[Aim]: Identify each line containing the word "that" and copy it.

──────── Data extract

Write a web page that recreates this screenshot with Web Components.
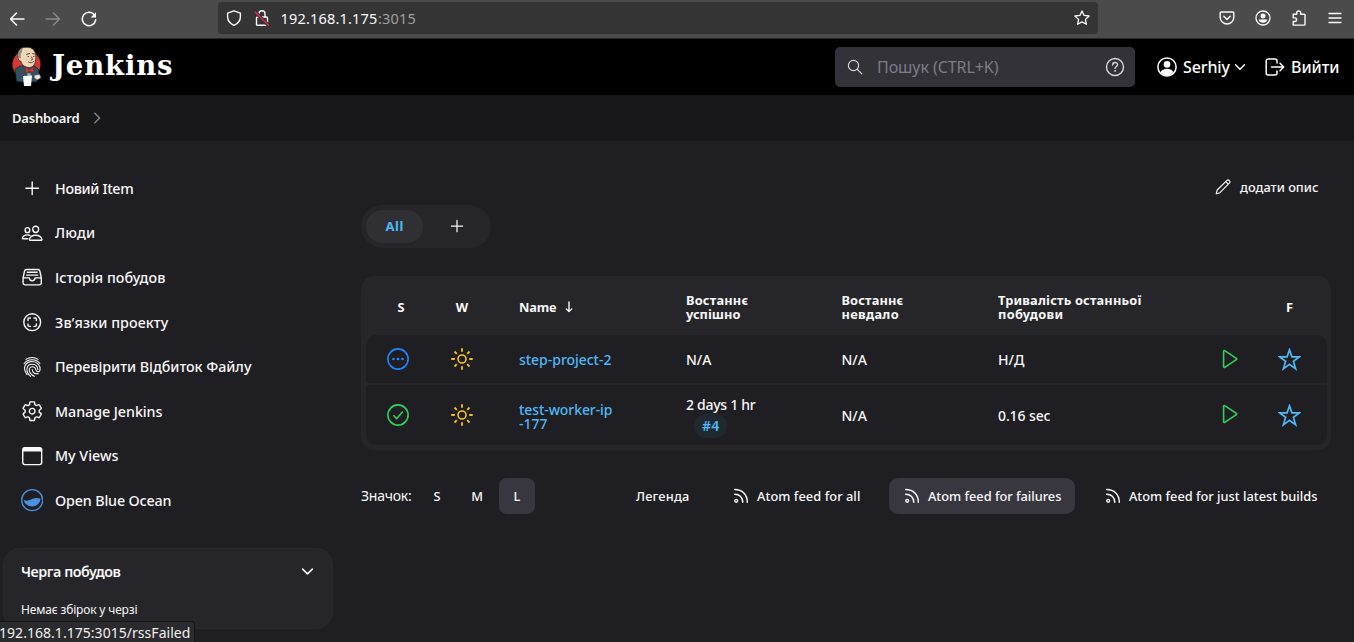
<!DOCTYPE html>
<html lang="uk">
<head>
<meta charset="utf-8">
<title>Dashboard [Jenkins]</title>
<style>
html,body{margin:0;height:100%}
body{background:#1f1e23;color:#f8f8f8;font-family:"Noto Sans","Open Sans",sans-serif;overflow:hidden;width:1354px;height:642px;position:relative}
</style>
</head>
<body>
<browser-bar></browser-bar>
<app-header></app-header>
<bread-crumbs></bread-crumbs>
<dashboard-page></dashboard-page>
<link-status></link-status>
<script>
const ICONS={
 back:['0 0 16 16','<path d="M15 8H1.5M7.5 2L1.5 8l6 6" stroke-width="1.5"/>'],
 fwd:['0 0 16 16','<path d="M1 8h13.5M8.500 2l6 6-6 6" stroke-width="1.300"/>'],
 reload:['0 0 16 16','<path d="M13.600 4.300A6.700 6.700 0 1 0 14.700 8.500" stroke-width="1.500"/><path d="M15 1.200v5.300H9.700z" fill="currentColor" stroke="none"/>'],
 shield:['0 0 16 16','<path d="M8 .8l6.400 2.300v3.600c0 3.800-2.600 6.900-6.400 8.600C4.200 13.600 1.600 10.500 1.600 6.700V3.100z" stroke-width="1.400"/>'],
 lock:['0 0 16 18','<rect x="2.500" y="8" width="11" height="8.300" rx="1" stroke-width="1.400"/><path d="M5 8V4.800a3 3 0 0 1 6 0V8" stroke-width="1.400"/><path d="M1.200 3l13.300 13.300" stroke="#343434" stroke-width="3.400"/><path d="M1.200 3l13.300 13.300" stroke="#e22850" stroke-width="1.400"/>'],
 bookmark:['0 0 16 16','<path d="M8 .9l2.100 4.500 5 .6-3.700 3.400 1 4.900L8 11.900l-4.400 2.400 1-4.900L.9 6l5-.6z" stroke-width="1.300"/>'],
 pocket:['0 0 16 16','<path d="M2.200 2h11.600a1 1 0 0 1 1 1v4.200a6.800 6.800 0 0 1-13.600 0V3a1 1 0 0 1 1-1zM4.800 6.300L8 9.400l3.200-3.100" stroke-width="1.400"/>'],
 account:['0 0 16 16','<circle cx="8" cy="8" r="7" stroke-width="1.300"/><circle cx="8" cy="6" r="2.500" fill="currentColor" stroke="none"/><path d="M3.700 9.500h8.600c-.4 2-2 3.300-4.300 3.300S4.100 11.500 3.700 9.500z" fill="currentColor" stroke="none"/>'],
 puzzle:['0 0 16 18','<path d="M2.200 5.300h3.500V4a2 2 0 0 1 4 0v1.300h3.500a.8.8 0 0 1 .8.800v9.200a.8.8 0 0 1-.8.800H2.200v-3.600h1.600a1.800 1.800 0 0 0 0-3.600H2.200z" stroke-width="1.400"/>'],
 menu:['0 0 14 14','<path d="M1 2.500h12M1 7h12M1 11.500h12" stroke-width="1.300"/>'],
 search:['0 0 16 16','<circle cx="6.500" cy="6.500" r="5.100" stroke-width="1.150"/><path d="M10.300 10.300l4.500 4.500" stroke-width="1.200"/>'],
 help:['0 0 20 20','<circle cx="10" cy="10" r="8.500" stroke-width="1.400"/><path d="M7.600 8c0-3.300 5-3.200 5-.4 0 1.900-2.500 1.800-2.500 4" stroke-width="1.400"/><circle cx="10.100" cy="14" r=".9" fill="currentColor" stroke="none"/>'],
 person:['0 0 20 20','<circle cx="10" cy="10" r="9.100" stroke-width="1.500"/><circle cx="10" cy="7.400" r="3.300" fill="currentColor" stroke="none"/><path d="M3.400 15.500c1.100-2.400 3.600-3.700 6.600-3.700s5.500 1.300 6.600 3.700C15 17.500 12.800 18.700 10 18.700S5 17.500 3.400 15.500z" fill="currentColor" stroke="none"/>'],
 down:['0 0 12 12','<path d="M1.500 3.800L6 8.200l4.500-4.400" stroke-width="1.400"/>'],
 right:['0 0 12 12','<path d="M3.800 1.200L8.600 6l-4.800 4.800" stroke-width="1.400"/>'],
 exit:['0 0 20 18','<path d="M12 5V3a2 2 0 0 0-2-2H3.200a2 2 0 0 0-2 2v12a2 2 0 0 0 2 2H10a2 2 0 0 0 2-2v-2M6.500 9h12M15 5.300L18.700 9 15 12.700" stroke-width="1.500"/>'],
 add:['0 0 512 512','<path d="M256 112v288M400 256H112" stroke-width="32"/>'],
 people:['0 0 512 512','<path stroke-width="32" d="M402 168c-2.930 40.670-33.100 72-66 72s-63.120-31.320-66-72c-3-42.310 26.370-72 66-72s69 30.460 66 72zM336 304c-65.170 0-127.840 32.370-143.540 95.410-2.080 8.340 3.150 16.590 11.720 16.590h263.650c8.570 0 13.770-8.250 11.720-16.590C463.850 335.360 401.180 304 336 304zM200 185.940c-2.340 32.480-26.720 58.060-53 58.060s-50.700-25.570-53-58.060C91.610 152.150 115.340 128 147 128s55.390 24.770 53 57.940zM206 306c-18.050-8.270-37.930-11.450-59-11.450-52 0-102.100 25.850-114.650 76.200-1.650 6.660 2.530 13.250 9.370 13.250H154"/>'],
 tray:['0 0 512 512','<path stroke-width="32" d="M384 80H128c-26 0-43 14-48 40L48 272v112a48.140 48.140 0 0048 48h320a48.140 48.140 0 0048-48V272l-32-152c-5-27-23-40-48-40zM48 272h144M320 272h144M192 272a64 64 0 00128 0M144 144h224M128 208h256"/>'],
 scan:['0 0 512 512','<path stroke-width="32" d="M448 256c0-106-86-192-192-192S64 150 64 256s86 192 192 192 192-86 192-192zM296 352h32a24 24 0 0024-24v-32M352 216v-32a24 24 0 00-24-24h-32M216 160h-32a24 24 0 00-24 24v32M160 296v32a24 24 0 0024 24h32"/>'],
 finger:['0 0 22 24','<g stroke-width="1.150"><path d="M4.500 3.600C8.300 1 13.800 1 17.600 3.600"/><path d="M2.300 8.400C6.200 2.700 15.800 2.600 19.700 8.200"/><path d="M3.700 17.300C.9 10.500 5.300 6 11 6s9.500 4.200 8.900 9.200c-.4 2.700-4 2.700-4.500.2C15 13 13.500 11.700 11.200 11.700c-3.600 0-4.200 4-2.100 7 1.200 1.800 2.700 2.800 4.600 3.500"/><path d="M9.400 22.300C3.500 17.200 4.300 8.900 11 8.900c3.700 0 6.200 2.400 6.500 6"/><path d="M11.200 14.700c.2 3.500 3 5.300 6.700 4.600"/><path d="M5.700 20.500c-.7-1-1.300-2-1.700-3"/></g>'],
 gear:['0 0 512 512','<path stroke-width="32" d="M262.290 192.310a64 64 0 1057.400 57.400 64.130 64.130 0 00-57.400-57.400zM416.390 256a154.340 154.340 0 01-1.530 20.790l45.210 35.460a10.810 10.810 0 012.450 13.750l-42.770 74a10.810 10.810 0 01-13.140 4.590l-44.900-18.080a16.110 16.110 0 00-15.170 1.750A164.480 164.480 0 01325 400.800a15.940 15.940 0 00-8.820 12.140l-6.730 47.890a11.080 11.080 0 01-10.680 9.170h-85.540a11.110 11.110 0 01-10.690-8.870l-6.720-47.820a16.070 16.070 0 00-9-12.220 155.300 155.300 0 01-21.460-12.570 16 16 0 00-15.110-1.710l-44.890 18.070a10.810 10.810 0 01-13.140-4.580l-42.770-74a10.800 10.800 0 012.450-13.750l38.210-30a16.050 16.050 0 006-14.080c-.36-4.170-.58-8.330-.58-12.500s.21-8.270.58-12.350a16 16 0 00-6.070-13.940l-38.190-30A10.810 10.810 0 0149.480 186l42.770-74a10.810 10.810 0 0113.140-4.590l44.900 18.080a16.110 16.110 0 0015.170-1.750A164.480 164.480 0 01187 111.200a15.940 15.940 0 008.820-12.140l6.730-47.890A11.080 11.080 0 01213.230 42h85.540a11.110 11.110 0 0110.690 8.870l6.720 47.820a16.070 16.070 0 009 12.220 155.300 155.300 0 0121.460 12.570 16 16 0 0015.110 1.710l44.890-18.070a10.810 10.810 0 0113.140 4.580l42.770 74a10.800 10.800 0 01-2.450 13.750l-38.210 30a16.050 16.050 0 00-6.050 14.080c.33 4.140.55 8.300.55 12.470z"/>'],
 windowi:['0 0 22 22','<rect x="1.700" y="2.700" width="18.600" height="16.600" rx="2" stroke-width="1.400"/><path d="M1.700 6.300V4.500a2 2 0 0 1 2-2h14.600a2 2 0 0 1 2 2v1.800z" fill="currentColor" stroke="none"/>'],
 ocean:['0 0 22 22','<circle cx="11" cy="11" r="10.300" stroke="#4a90e2" stroke-width="1.300"/><path d="M2.500 10.500c2.500 1.600 5 .9 7.500-.2 3-1.400 5.500-2.100 9.400-.6A8.600 8.600 0 0 1 2.500 10.500z" fill="#4a90e2" stroke="none"/>'],
 pencil:['0 0 16 16','<path d="M1.200 14.800l1-3.800L11.700 1.600a1.700 1.700 0 0 1 2.600 2.600L4.900 13.700zM10.700 2.700l2.500 2.500" stroke-width="1.150"/>'],
 sort:['0 0 8 12','<path d="M4 1v9.500M1.300 7.900L4 10.600l2.700-2.700" stroke-width="1.400"/>'],
 dots:['0 0 22 22','<circle cx="11" cy="11" r="10.100" stroke-width="1.600"/><g fill="currentColor" stroke="none"><circle cx="6.500" cy="11" r="1.300"/><circle cx="11" cy="11" r="1.300"/><circle cx="15.500" cy="11" r="1.300"/></g>'],
 ok:['0 0 22 22','<circle cx="11" cy="11" r="10.100" stroke-width="1.600"/><path d="M6.900 11.700l2.700 3L15.300 8" stroke-width="1.600"/>'],
 sun:['0 0 22 22','<circle cx="11" cy="11" r="4" stroke-width="1.600"/><path stroke-linecap="butt" d="M11 .3v3.400M11 18.300v3.400M.3 11h3.400M18.300 11h3.400M3.500 3.500L5.800 5.800M16.200 16.200l2.300 2.300M3.500 18.500l2.300-2.300M16.200 5.800l2.300-2.300" stroke-width="1.800"/>'],
 play:['0 0 16 20','<path d="M1.600 2.300v15.400a.7.7 0 0 0 1.100.6L14.300 10.700a.8.8 0 0 0 0-1.400L2.700 1.700a.7.7 0 0 0-1.100.6z" stroke-width="1.600"/>'],
 star:['0 0 22 22','<path stroke-linejoin="miter" d="M11 1.700l2.300 6.800h7.100l-5.700 4.200 2.200 7.200-5.900-4.300-5.900 4.300 2.200-7.200L1.600 8.500h7.100z" stroke-width="1.600"/>'],
 rss:['0 0 16 16','<circle cx="3.200" cy="12.800" r="1.400" stroke-width="1.400"/><path d="M1.700 6.200c4.800 0 8.100 3.300 8.100 8.100M1.700 1.600c7.500 0 12.600 5.100 12.600 12.600" stroke-width="1.500"/>'],
 logo:['0 0 44 48','<g stroke-linejoin="round"><circle cx="20.500" cy="22.500" r="14" fill="#d33833" stroke="none"/><path d="M9.500 27l5-3h14l4.500 4v6l-2.500 6H14l-3.500-.8z" fill="#335061" stroke="#101820" stroke-width=".7"/><path d="M12.500 17.500C10.500 10.500 12.500 5.600 20 5.200c7.500-.3 10 4.500 9.800 10.300-.2 6.500-2.300 9.700-6.300 10-4.500.2-8-3-8.500-6.300-1.200.2-2.100-.8-2.500-1.700z" fill="#f0d6b7" stroke="#33271e" stroke-width=".8"/><path d="M12.700 15.800c-1-4 .8-8 4-9.700-.8 2.600-.6 4.500-2 6-.5 1 .4 3 .1 4z" fill="#8a8580" stroke="none"/><path d="M20.500 12.500l3-1M26.500 11.500l2 .7M22 14.500h.6M27.600 14.500h.6M25.500 15l1.200 2.500-1.500.5M22.500 20c2 1.200 3.700 1 5.200-.5" stroke="#4d382b" stroke-width=".9"/><path d="M19.500 25l3.500 3 4.500-3.500v6l-4.500-1.500-3.300 2.500z" fill="#d33833" stroke="#801d1a" stroke-width=".5"/><path d="M21 31l4 .5-1 3h-2z" fill="#91a8b5" stroke="none"/><path d="M17 34l9-.5-1 10.500h-7z" fill="#fff" stroke="none"/><path d="M28.500 33.300l5.300-.7 1 3.200-3.200 2-3-1.500z" fill="#eee6df" stroke="#6b6864" stroke-width=".5"/></g>']
};
const define=(name,css,html)=>customElements.define(name,class extends HTMLElement{
  connectedCallback(){
    if(this.shadowRoot)return;
    this.attachShadow({mode:'open'}).innerHTML=`<style>*{box-sizing:border-box}${css}</style>${html}`;
  }
});
customElements.define('ui-icon',class extends HTMLElement{
  connectedCallback(){
    if(this.shadowRoot)return;
    const [box,body]=ICONS[this.getAttribute('name')];
    const w=this.getAttribute('w'),h=this.getAttribute('h')||w;
    this.attachShadow({mode:'open'}).innerHTML=`<style>:host{display:block;flex:none;width:${w}px;height:${h}px}svg{display:block}</style><svg width="${w}" height="${h}" viewBox="${box}" fill="none" stroke="currentColor" stroke-linecap="round" stroke-linejoin="round">${body}</svg>`;
  }
});
/* A single-line label that tracks its letters to fill a given width, with 1px side bearings. */
customElements.define('ui-label',class extends HTMLElement{
  connectedCallback(){
    if(this.shadowRoot)return;
    const w=+this.getAttribute('w');
    this.attachShadow({mode:'open'}).innerHTML=`<style>:host{display:block;flex:none;white-space:pre;line-height:1}span{display:inline-block;${w?'margin-left:1px':''}}</style><span><slot></slot></span>`;
    if(!w)return;
    const s=this.shadowRoot.querySelector('span');
    this.style.width=w+'px';
    s.style.letterSpacing=((w-1.6-s.getBoundingClientRect().width)/this.textContent.length)+'px';
  }
});
define('browser-bar',`:host{display:flex;align-items:flex-start;height:39px;background:#4b4b4b;border-bottom:1px solid #29292b;color:#fbfbfe;box-sizing:border-box}
nav{display:flex;align-items:center;height:37px;width:218px;padding-left:9px;gap:20px}.off{color:#8b8b8b}
.url{display:flex;align-items:center;width:880px;height:32px;margin-top:2px;background:#343434;border-radius:4px;padding:0 8px;font-size:14.500px}
.url ui-icon:last-child{margin-left:auto}.port{color:#a0a0a0}
.tools{display:flex;align-items:center;height:36px;margin-left:121px;gap:20.200px}`,
`<nav><ui-icon name="back" w="16"></ui-icon><ui-icon class="off" name="fwd" w="16"></ui-icon><ui-icon name="reload" w="16"></ui-icon></nav>
<div class="url"><ui-icon name="shield" w="16"></ui-icon><ui-icon name="lock" w="16" h="18" style="margin:0 9.500px 0 12px"></ui-icon><ui-label w="98.500">192.168.1.175</ui-label><ui-label class="port" w="39.500" style="margin-left:-1px">:3015</ui-label><ui-icon name="bookmark" w="16"></ui-icon></div>
<div class="tools"><ui-icon name="pocket" w="16"></ui-icon><ui-icon name="account" w="16"></ui-icon><ui-icon name="puzzle" w="16" h="18"></ui-icon><ui-icon name="menu" w="14"></ui-icon></div>`);
define('app-header',`:host{display:flex;align-items:center;height:56px;background:#000;color:#fff;font-size:16px;font-weight:500}
.logo{margin:-2px 1px 0 6px}.name{font:bold 27.500px "DejaVu Serif",serif;line-height:1;margin-top:-3px}
.search{display:flex;align-items:center;width:300px;height:40px;background:#333238;border-radius:5px;margin-left:661px;padding:0 10px 0 12px;color:#7d7d86;font-weight:400}
.search ui-icon{color:#d6d6dc}`,
`<ui-icon class="logo" name="logo" w="44" h="48"></ui-icon><ui-label class="name" w="123">Jenkins</ui-label>
<div class="search"><ui-icon name="search" w="16"></ui-icon><ui-label w="123" style="margin-left:13px">Пошук (CTRL+K)</ui-label><ui-icon name="help" w="20" style="margin-left:auto"></ui-icon></div>
<ui-icon name="person" w="20" style="margin-left:22px"></ui-icon><ui-label w="48.500" style="margin-left:5px">Serhiy</ui-label><ui-icon name="down" w="12" style="margin-left:3.500px"></ui-icon>
<ui-icon name="exit" w="20" h="18" style="margin-left:19px"></ui-icon><ui-label w="50" style="margin-left:5px">Вийти</ui-label>`);
define('bread-crumbs',`:host{display:flex;align-items:center;height:46px;background:#18181a;padding-left:11px;font-size:13px;font-weight:600;gap:11px;box-sizing:border-box}ui-icon{color:#85858c}`,
`<ui-label w="69">Dashboard</ui-label><ui-icon name="right" w="12"></ui-icon>`);
define('side-link',`:host{display:flex;align-items:center;height:44.600px}.i{display:flex;justify-content:center;width:24px;margin:0 10px 0 20px}.t{padding-top:1.500px}`,`<div class="i"><slot name="icon"></slot></div><div class="t"><slot></slot></div>`);
const links=[['add',22.4,22.4,80,'Новий Item'],['people',22.4,22.4,42,'Люди'],['tray',22.4,22.4,112,'Історія побудов'],['scan',22.4,22.4,115,'Зв’язки проекту'],['finger',20,22,198,'Перевірити Відбиток Файлу'],['gear',22.4,22.4,109,'Manage Jenkins'],['windowi',22.4,22.4,65,'My Views'],['ocean',22.4,22.4,118,'Open Blue Ocean']];
define('side-panel',`:host{display:block;width:361px;padding-top:25px;font-size:14.300px;font-weight:500;box-sizing:border-box}`,
links.map(l=>`<side-link><ui-icon slot="icon" name="${l[0]}" w="${l[1]}" h="${l[2]}"></ui-icon><ui-label w="${l[3]}">${l[4]}</ui-label></side-link>`).join('')+'<build-queue></build-queue>');
define('build-queue',`:host{display:block;width:330px;height:81px;margin:25px 0 0 3px;background:#26252a;border:1px solid #29282d;border-radius:17px;padding:0 18px 0 16px;box-sizing:border-box}
.top{display:flex;align-items:center;justify-content:space-between;height:46px;font-weight:600}.none{font-size:12px;font-weight:400;margin-top:9px}`,
`<div class="top"><ui-label w="101">Черга побудов</ui-label><ui-icon name="down" w="13"></ui-icon></div><ui-label class="none" w="118">Немає збірок у черзі</ui-label>`);
define('view-tabs',`:host{display:flex;align-items:center;width:130px;height:43px;background:#26252a;border-radius:22px;padding:0 5px;box-sizing:border-box}
.all{display:flex;align-items:center;justify-content:center;width:57px;height:33px;border-radius:17px;background:#303034;color:#4cb9f5;font-size:13px;font-weight:700}ui-icon{margin:-1px 0 0 24px}`,
`<div class="all"><ui-label w="20">All</ui-label></div><ui-icon name="add" w="20"></ui-icon>`);
const cols='display:grid;grid-template-columns:64px 64px 167px 155.500px 156.500px 225px 64px 55px;align-items:center;box-sizing:border-box';
define('job-row',`:host{${cols};height:var(--h);background:#1f1e23;border-radius:var(--r);font-size:14px;font-weight:500}
ui-icon{justify-self:center}.c{padding:1px 0 0 24px}.link{color:#4cb9f5}`,
`<slot name="status"></slot><ui-icon name="sun" w="22" style="color:#f5c518"></ui-icon><div class="c link"><slot name="name"></slot></div><div class="c"><slot name="success"></slot></div><div class="c"><ui-label w="27">N/A</ui-label></div><div class="c"><slot name="time"></slot></div><slot name="run"></slot><ui-icon name="star" w="23" style="color:#4cb9f5"></ui-icon>`);
define('job-table',`:host{display:block;width:970px;height:174px;background:#26252a;border-radius:13px;padding:0 4px 0 5px;box-sizing:border-box}
.head{${cols};height:59px;padding-top:3px;font-size:12.800px;font-weight:700}.head ui-label{line-height:14px}.c{padding-left:24px}.m{justify-self:center;margin-top:-1px}.n{display:flex;gap:8px;align-items:center;margin-top:-1px}
job-row ui-icon{justify-self:center}.pill{width:33px;height:24px;border-radius:12px;background:#202930;color:#4cb9f5;display:flex;align-items:center;justify-content:center;margin:2px 0 0 9px;font-weight:600}`,
`<div class="head"><ui-label class="m" style="margin-left:6px">S</ui-label><ui-label class="m" w="14.500">W</ui-label><div class="c n"><ui-label w="39">Name</ui-label><ui-icon name="sort" w="8" h="12"></ui-icon></div><div class="c"><ui-label w="64">Востаннє</ui-label><ui-label w="56">успішно</ui-label></div><div class="c"><ui-label w="63.500">Востаннє</ui-label><ui-label w="59">невдало</ui-label></div><div class="c"><ui-label w="145">Тривалість останньої</ui-label><ui-label w="67">побудови</ui-label></div><span></span><ui-label class="m">F</ui-label></div>
<job-row style="--h:48px;--r:10px 10px 3px 3px"><ui-icon slot="status" name="dots" w="22" style="color:#1e87ff"></ui-icon><ui-label slot="name" w="94">step-project-2</ui-label><ui-label slot="success" w="27">N/A</ui-label><ui-label slot="time" w="28">Н/Д</ui-label><ui-icon slot="run" name="play" w="16" h="20" style="color:#30d158"></ui-icon></job-row>
<job-row style="--h:60px;--r:3px 3px 10px 10px;margin-top:2px"><ui-icon slot="status" name="ok" w="22" style="color:#30d158"></ui-icon><div slot="name" style="padding-top:2px"><ui-label w="95">test-worker-ip</ui-label><ui-label w="30">-177</ui-label></div><div slot="success" style="padding-top:5px"><ui-label w="71">2 days 1 hr</ui-label><div class="pill"><ui-label w="19">#4</ui-label></div></div><ui-label slot="time" w="54">0.16 sec</ui-label><ui-icon slot="run" name="play" w="16" h="20" style="color:#30d158;margin-top:-2px"></ui-icon></job-row>`);
define('feed-link',`:host{display:flex;align-items:center;height:36px;border-radius:9px;padding:0 13px 0 15px;gap:7px;box-sizing:border-box}:host([active]){background:#383740}`,`<ui-icon name="rss" w="16"></ui-icon><slot></slot>`);
define('table-footer',`:host{display:flex;align-items:center;width:970px;height:36px;font-size:12.800px;font-weight:500}
.t{font-size:14px;font-weight:400}.z{display:flex;align-items:center;justify-content:center;width:36px;height:36px;border-radius:8px;margin-left:4px}.on{background:#383740}.feeds{display:flex;gap:15px;margin-left:auto;align-items:center}`,
`<ui-label class="t" w="52" style="margin-left:-1px">Значок:</ui-label><div class="z"  style="margin-left:7px"><ui-label>S</ui-label></div><div class="z"><ui-label>M</ui-label></div><div class="z on"><ui-label>L</ui-label></div>
<div class="feeds"><ui-label w="55" style="margin-right:13px">Легенда</ui-label><feed-link><ui-label w="105">Atom feed for all</ui-label></feed-link><feed-link active><ui-label w="135">Atom feed for failures</ui-label></feed-link><feed-link><ui-label w="190">Atom feed for just latest builds</ui-label></feed-link></div>`);
define('dashboard-page',`:host{display:flex;height:501px;padding-top:0;box-sizing:border-box}main{width:970px}
.desc{display:flex;align-items:center;justify-content:flex-end;gap:8px;height:24px;margin-top:34px;padding-right:12px;font-size:12.800px;font-weight:500}
view-tabs{margin-top:6px}job-table{margin-top:28px}table-footer{margin-top:28px}`,
`<side-panel></side-panel><main><div class="desc"><ui-icon name="pencil" w="16"></ui-icon><ui-label w="80">додати опис</ui-label></div><view-tabs></view-tabs><job-table></job-table><table-footer></table-footer></main>`);
define('link-status',`:host{position:absolute;left:-2px;bottom:0;width:197px;height:21px;background:#2b2a2c;border:1px solid #151517;border-bottom:0;border-radius:0 4px 0 0;font-size:14px;color:#f0f0f2;display:flex;align-items:center;box-sizing:border-box;overflow:hidden}`,`<ui-label w="193" style="margin-left:-1px;padding-top:1px">192.168.1.175:3015/rssFailed</ui-label>`);
</script>
</body>
</html>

────────────────

[Solution to this problem]:
Write a web page that recreates this screenshot with Web Components.
/* A single-line label that tracks its letters to fill a given width, with 1px side bearings. */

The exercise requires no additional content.